Interessanter als die Frage nach der Wahrheit des Dokumentarfilms, die James Benning einmal mit »all documentaries are lies« beantwortet hat, ist die Frage nach Nähe oder Distanz im Dokumentarfilm. Zwei Filme über Produktionsabläufe machten hier den Unterschied deutlich. Laura Coppens Taste of Hope ist ein glatt heruntergefilmtes, alle Regeln der Kino-Dokumentarfilmkunst (aufsehenerregende Kamera, Interviews, Darstellung von Prozessen und Zusammenhängen) beherzigendes und dennoch oberflächlich wirkendes Portrait einer französischen Tee-Kooperative. Das nicht immer frei vom Verdacht ist, sich auch als Imagefilm für die Firma zu eignen. Joachim Iseni dringt in Fleischwochen, in dem er die Tierschlachtung und Wurstproduktion in einem von Armut bedrohten bäuerlichen Familienbetrieb durch teilnehmende Beobachtung dokumentiert, im wahrsten Sinne bis zu den Eingeweiden des Geschehens vor. Allerdings ist er persönlich in das Sujet involviert: die Portraitierten sind seine eigene Familie, er ist der Enkel der matriarchalen Großmutter, die sich starrköpfig weigert, den Betrieb an die Tochter weiterzugeben.

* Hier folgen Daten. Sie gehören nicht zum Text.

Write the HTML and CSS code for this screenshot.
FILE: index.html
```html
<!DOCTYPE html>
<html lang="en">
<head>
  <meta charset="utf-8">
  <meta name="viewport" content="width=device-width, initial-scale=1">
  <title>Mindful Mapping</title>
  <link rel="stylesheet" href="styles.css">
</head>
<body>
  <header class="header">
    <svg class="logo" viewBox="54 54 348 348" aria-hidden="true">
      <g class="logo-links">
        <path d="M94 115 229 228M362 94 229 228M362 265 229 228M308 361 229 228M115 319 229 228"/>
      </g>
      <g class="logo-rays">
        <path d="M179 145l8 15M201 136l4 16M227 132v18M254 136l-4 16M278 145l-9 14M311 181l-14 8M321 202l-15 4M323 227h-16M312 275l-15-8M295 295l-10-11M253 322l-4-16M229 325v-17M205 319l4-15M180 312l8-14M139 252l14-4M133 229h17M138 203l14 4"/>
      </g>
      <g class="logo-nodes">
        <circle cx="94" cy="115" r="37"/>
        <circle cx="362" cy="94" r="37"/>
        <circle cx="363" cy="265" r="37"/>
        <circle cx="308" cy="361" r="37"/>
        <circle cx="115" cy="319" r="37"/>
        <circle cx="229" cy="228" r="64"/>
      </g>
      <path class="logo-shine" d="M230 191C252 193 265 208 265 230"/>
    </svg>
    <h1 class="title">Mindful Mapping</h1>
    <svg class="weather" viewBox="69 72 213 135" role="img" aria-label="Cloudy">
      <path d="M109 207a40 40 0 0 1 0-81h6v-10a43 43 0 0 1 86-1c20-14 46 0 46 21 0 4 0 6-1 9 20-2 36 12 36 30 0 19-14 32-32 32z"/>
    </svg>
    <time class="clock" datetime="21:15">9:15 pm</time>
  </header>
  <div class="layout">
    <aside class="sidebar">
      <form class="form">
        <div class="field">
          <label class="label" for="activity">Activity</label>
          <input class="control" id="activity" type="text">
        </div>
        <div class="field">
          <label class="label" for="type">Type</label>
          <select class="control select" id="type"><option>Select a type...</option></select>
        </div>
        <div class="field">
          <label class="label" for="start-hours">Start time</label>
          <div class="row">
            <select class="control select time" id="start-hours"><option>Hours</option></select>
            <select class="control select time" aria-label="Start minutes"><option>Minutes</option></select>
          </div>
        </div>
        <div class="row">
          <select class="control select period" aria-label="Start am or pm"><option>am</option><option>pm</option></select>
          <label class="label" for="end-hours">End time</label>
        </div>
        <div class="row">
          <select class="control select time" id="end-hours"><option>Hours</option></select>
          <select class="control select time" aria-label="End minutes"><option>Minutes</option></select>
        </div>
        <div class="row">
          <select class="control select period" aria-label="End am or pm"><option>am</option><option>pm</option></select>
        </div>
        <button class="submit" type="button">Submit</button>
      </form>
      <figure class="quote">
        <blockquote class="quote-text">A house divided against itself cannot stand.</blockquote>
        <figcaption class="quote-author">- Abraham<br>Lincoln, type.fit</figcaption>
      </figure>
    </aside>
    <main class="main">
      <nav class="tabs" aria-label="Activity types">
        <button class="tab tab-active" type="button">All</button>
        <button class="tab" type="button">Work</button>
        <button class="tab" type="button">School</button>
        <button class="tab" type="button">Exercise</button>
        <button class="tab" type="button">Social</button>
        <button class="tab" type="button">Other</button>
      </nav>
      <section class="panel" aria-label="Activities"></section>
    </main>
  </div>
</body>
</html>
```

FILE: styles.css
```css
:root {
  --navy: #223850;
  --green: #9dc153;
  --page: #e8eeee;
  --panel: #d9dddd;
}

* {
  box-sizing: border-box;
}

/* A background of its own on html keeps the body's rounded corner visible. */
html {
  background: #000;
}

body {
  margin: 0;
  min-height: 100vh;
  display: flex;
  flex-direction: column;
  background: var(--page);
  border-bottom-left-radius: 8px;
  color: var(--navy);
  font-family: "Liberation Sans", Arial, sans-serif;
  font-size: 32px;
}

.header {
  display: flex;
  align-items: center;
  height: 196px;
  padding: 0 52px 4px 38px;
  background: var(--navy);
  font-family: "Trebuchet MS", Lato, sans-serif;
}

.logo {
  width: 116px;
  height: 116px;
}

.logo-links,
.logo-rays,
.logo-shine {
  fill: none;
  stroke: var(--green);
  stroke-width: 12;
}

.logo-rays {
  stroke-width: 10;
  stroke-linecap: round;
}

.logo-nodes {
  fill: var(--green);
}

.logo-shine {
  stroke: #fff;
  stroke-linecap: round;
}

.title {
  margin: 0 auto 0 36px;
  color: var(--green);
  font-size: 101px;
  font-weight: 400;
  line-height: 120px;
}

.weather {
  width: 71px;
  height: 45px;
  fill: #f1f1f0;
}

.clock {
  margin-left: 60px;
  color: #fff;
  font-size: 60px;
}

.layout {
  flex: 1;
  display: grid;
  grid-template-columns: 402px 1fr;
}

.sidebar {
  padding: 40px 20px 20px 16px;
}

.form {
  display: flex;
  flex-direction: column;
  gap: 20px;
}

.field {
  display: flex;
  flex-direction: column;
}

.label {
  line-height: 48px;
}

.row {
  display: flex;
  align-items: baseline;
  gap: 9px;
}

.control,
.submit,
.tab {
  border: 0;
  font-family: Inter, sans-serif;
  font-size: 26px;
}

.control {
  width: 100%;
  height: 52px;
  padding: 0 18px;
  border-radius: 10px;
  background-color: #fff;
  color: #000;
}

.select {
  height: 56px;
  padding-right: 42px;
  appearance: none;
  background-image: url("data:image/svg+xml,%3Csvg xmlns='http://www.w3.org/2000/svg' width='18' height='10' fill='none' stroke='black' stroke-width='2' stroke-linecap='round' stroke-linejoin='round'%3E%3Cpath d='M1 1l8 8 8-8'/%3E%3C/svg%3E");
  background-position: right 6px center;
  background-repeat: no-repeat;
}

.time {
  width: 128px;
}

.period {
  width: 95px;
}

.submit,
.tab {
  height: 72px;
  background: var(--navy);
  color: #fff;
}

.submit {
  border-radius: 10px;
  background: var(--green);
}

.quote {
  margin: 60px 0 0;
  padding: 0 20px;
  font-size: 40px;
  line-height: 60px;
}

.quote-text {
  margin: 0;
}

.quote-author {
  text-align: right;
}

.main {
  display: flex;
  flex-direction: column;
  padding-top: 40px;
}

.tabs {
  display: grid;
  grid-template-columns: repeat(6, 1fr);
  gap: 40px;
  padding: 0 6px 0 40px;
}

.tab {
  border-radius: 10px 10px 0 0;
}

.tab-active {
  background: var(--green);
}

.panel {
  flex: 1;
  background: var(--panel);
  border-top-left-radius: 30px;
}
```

Der persönliche Bezug der Filmemacher*innen zum Gegenstand war ein roter Faden des gesamten Programms. Eine weitere reale Großmutter tauchte in Stéphane Riethausers filmischem Coming-Out Madame auf. Die Frau, die in Una Primavera häuslicher Gewalt ausgesetzt ist und die Scheidung einreicht, ist die reale Mutter der Filmemacherin Valentina Primavera, die die Balance zwischen emotionaler Nähe und objektivierendem Film gerade noch halten kann. Problematischer, wenn die Filmemacherin auch die Protagonistin ist. Katrin Schlösser hat das Leben mit ihrem Mann – zumindest dem Titel nach – auf Ingmar Bergman'sches Niveau gehoben und erzählt in Szenen meiner Ehe – von ihrem Eheleben. Da ist viel Fake und Fallhöhe vorgegeben, und das Projekt war für das Paar hoffentlich gewinnbringend – ob es aber auf die Leinwand drängen sollte, ist mindestens Geschmackssache.

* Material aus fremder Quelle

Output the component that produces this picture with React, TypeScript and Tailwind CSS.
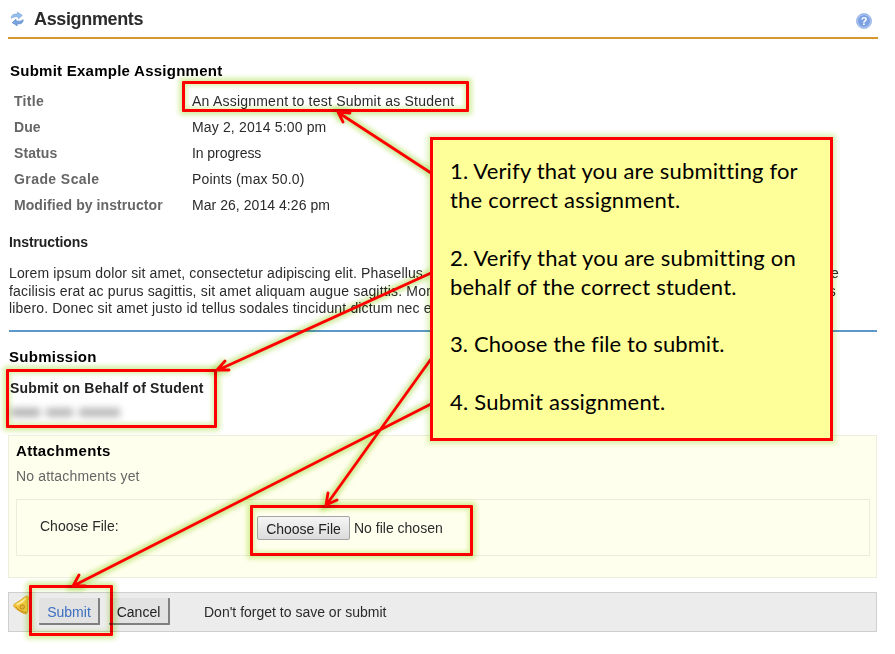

Duisburg verdichtet und ermöglicht Vergleiche. Wo woanders die Filme durch einen hindurchrauschen, man nach dem Festivalbesuch mühsam das Gesehene erinnert und nachträglich einsortiert, ist bereits der Besuch der Filmwoche Teil eines Prozesses, in dem Paratexte zu Filmen entstehen. Aus Filmen werden Worte, die Worte führen zu anderen Worten und zu Meta-Worten, die Diskussionen zu Diskussionen der Diskussionen, und aus den konkreten Themen formieren sich so abstraktere Diskurseinheiten und Ideen. Wenn am Ende aus den Filmen Text geworden ist, dann, um diesen weiterzuspinnen.